- Aim of the task -
Word for word, copy all the data and drop the pictures.

>> start Working data

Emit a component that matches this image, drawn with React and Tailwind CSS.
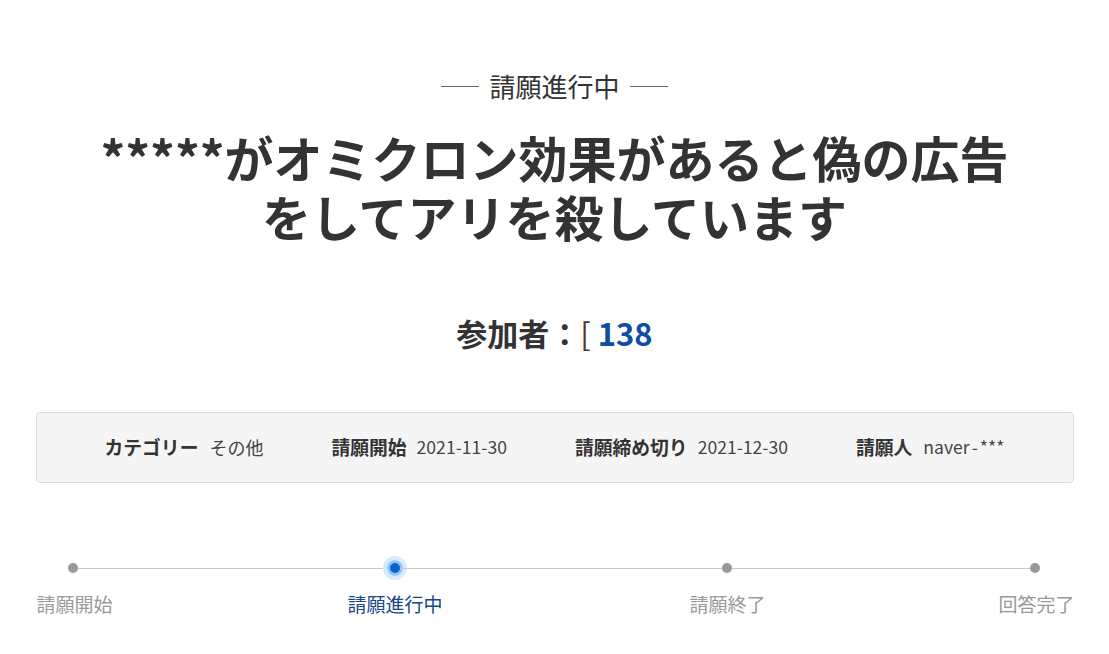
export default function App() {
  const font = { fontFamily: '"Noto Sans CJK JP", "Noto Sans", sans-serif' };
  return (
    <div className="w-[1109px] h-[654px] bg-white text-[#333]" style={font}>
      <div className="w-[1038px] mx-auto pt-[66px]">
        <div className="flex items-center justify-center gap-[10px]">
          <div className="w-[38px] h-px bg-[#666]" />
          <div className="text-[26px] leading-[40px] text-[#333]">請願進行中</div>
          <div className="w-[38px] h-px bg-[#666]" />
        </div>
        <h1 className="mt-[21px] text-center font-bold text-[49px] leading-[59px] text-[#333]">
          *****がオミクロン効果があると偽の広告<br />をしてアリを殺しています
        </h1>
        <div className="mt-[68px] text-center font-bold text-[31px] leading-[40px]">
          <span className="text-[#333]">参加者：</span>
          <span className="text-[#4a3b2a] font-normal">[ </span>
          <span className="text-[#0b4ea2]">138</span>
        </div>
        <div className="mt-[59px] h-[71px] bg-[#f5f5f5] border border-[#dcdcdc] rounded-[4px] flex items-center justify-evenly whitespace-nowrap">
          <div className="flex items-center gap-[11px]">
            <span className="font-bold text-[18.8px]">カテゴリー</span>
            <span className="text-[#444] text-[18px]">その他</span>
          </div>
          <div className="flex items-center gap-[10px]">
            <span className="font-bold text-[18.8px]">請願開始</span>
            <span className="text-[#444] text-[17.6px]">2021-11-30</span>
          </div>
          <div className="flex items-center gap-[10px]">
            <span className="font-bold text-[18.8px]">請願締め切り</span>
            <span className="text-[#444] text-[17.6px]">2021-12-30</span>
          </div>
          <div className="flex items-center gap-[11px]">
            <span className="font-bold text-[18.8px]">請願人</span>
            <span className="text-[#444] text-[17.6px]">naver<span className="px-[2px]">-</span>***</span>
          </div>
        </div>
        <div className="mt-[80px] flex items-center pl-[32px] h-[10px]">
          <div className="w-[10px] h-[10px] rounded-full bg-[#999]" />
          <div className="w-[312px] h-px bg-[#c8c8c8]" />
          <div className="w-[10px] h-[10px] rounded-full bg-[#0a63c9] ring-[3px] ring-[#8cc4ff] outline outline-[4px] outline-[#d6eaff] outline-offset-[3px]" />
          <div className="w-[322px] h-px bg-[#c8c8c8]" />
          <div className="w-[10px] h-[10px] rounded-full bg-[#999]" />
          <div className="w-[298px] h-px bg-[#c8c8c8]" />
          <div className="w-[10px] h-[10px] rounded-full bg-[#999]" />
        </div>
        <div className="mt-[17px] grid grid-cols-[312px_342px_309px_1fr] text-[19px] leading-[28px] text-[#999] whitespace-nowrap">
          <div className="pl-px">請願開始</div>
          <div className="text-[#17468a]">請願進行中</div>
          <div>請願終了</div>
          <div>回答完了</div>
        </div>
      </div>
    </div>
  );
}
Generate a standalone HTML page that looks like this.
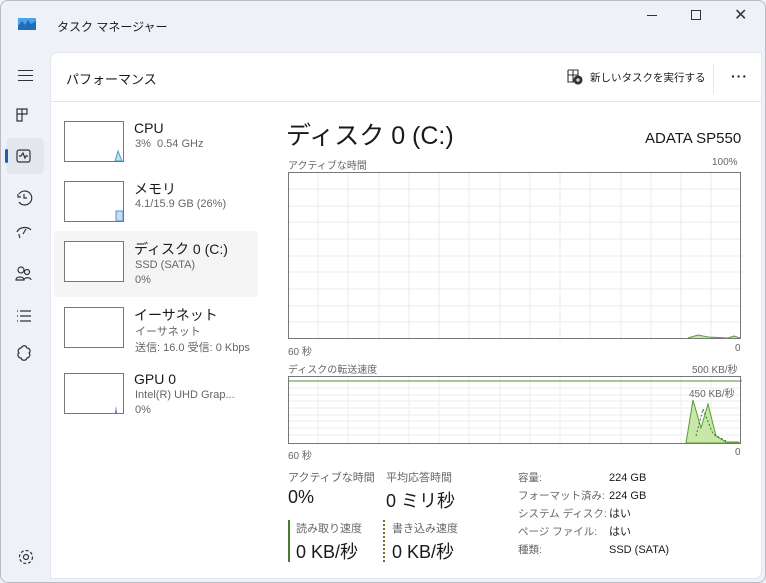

>> end Working data

- Result -
Emit a component that matches this image, drawn with React and Tailwind CSS.
export default function App() {
  const font = { fontFamily: '"Noto Sans CJK JP", "Noto Sans", sans-serif' };
  return (
    <div className="w-[1109px] h-[654px] bg-white text-[#333]" style={font}>
      <div className="w-[1038px] mx-auto pt-[66px]">
        <div className="flex items-center justify-center gap-[10px]">
          <div className="w-[38px] h-px bg-[#666]" />
          <div className="text-[26px] leading-[40px] text-[#333]">請願進行中</div>
          <div className="w-[38px] h-px bg-[#666]" />
        </div>
        <h1 className="mt-[21px] text-center font-bold text-[49px] leading-[59px] text-[#333]">
          *****がオミクロン効果があると偽の広告<br />をしてアリを殺しています
        </h1>
        <div className="mt-[68px] text-center font-bold text-[31px] leading-[40px]">
          <span className="text-[#333]">参加者：</span>
          <span className="text-[#4a3b2a] font-normal">[ </span>
          <span className="text-[#0b4ea2]">138</span>
        </div>
        <div className="mt-[59px] h-[71px] bg-[#f5f5f5] border border-[#dcdcdc] rounded-[4px] flex items-center justify-evenly whitespace-nowrap">
          <div className="flex items-center gap-[11px]">
            <span className="font-bold text-[18.8px]">カテゴリー</span>
            <span className="text-[#444] text-[18px]">その他</span>
          </div>
          <div className="flex items-center gap-[10px]">
            <span className="font-bold text-[18.8px]">請願開始</span>
            <span className="text-[#444] text-[17.6px]">2021-11-30</span>
          </div>
          <div className="flex items-center gap-[10px]">
            <span className="font-bold text-[18.8px]">請願締め切り</span>
            <span className="text-[#444] text-[17.6px]">2021-12-30</span>
          </div>
          <div className="flex items-center gap-[11px]">
            <span className="font-bold text-[18.8px]">請願人</span>
            <span className="text-[#444] text-[17.6px]">naver<span className="px-[2px]">-</span>***</span>
          </div>
        </div>
        <div className="mt-[80px] flex items-center pl-[32px] h-[10px]">
          <div className="w-[10px] h-[10px] rounded-full bg-[#999]" />
          <div className="w-[312px] h-px bg-[#c8c8c8]" />
          <div className="w-[10px] h-[10px] rounded-full bg-[#0a63c9] ring-[3px] ring-[#8cc4ff] outline outline-[4px] outline-[#d6eaff] outline-offset-[3px]" />
          <div className="w-[322px] h-px bg-[#c8c8c8]" />
          <div className="w-[10px] h-[10px] rounded-full bg-[#999]" />
          <div className="w-[298px] h-px bg-[#c8c8c8]" />
          <div className="w-[10px] h-[10px] rounded-full bg-[#999]" />
        </div>
        <div className="mt-[17px] grid grid-cols-[312px_342px_309px_1fr] text-[19px] leading-[28px] text-[#999] whitespace-nowrap">
          <div className="pl-px">請願開始</div>
          <div className="text-[#17468a]">請願進行中</div>
          <div>請願終了</div>
          <div>回答完了</div>
        </div>
      </div>
    </div>
  );
}
Generate a standalone HTML page that looks like this.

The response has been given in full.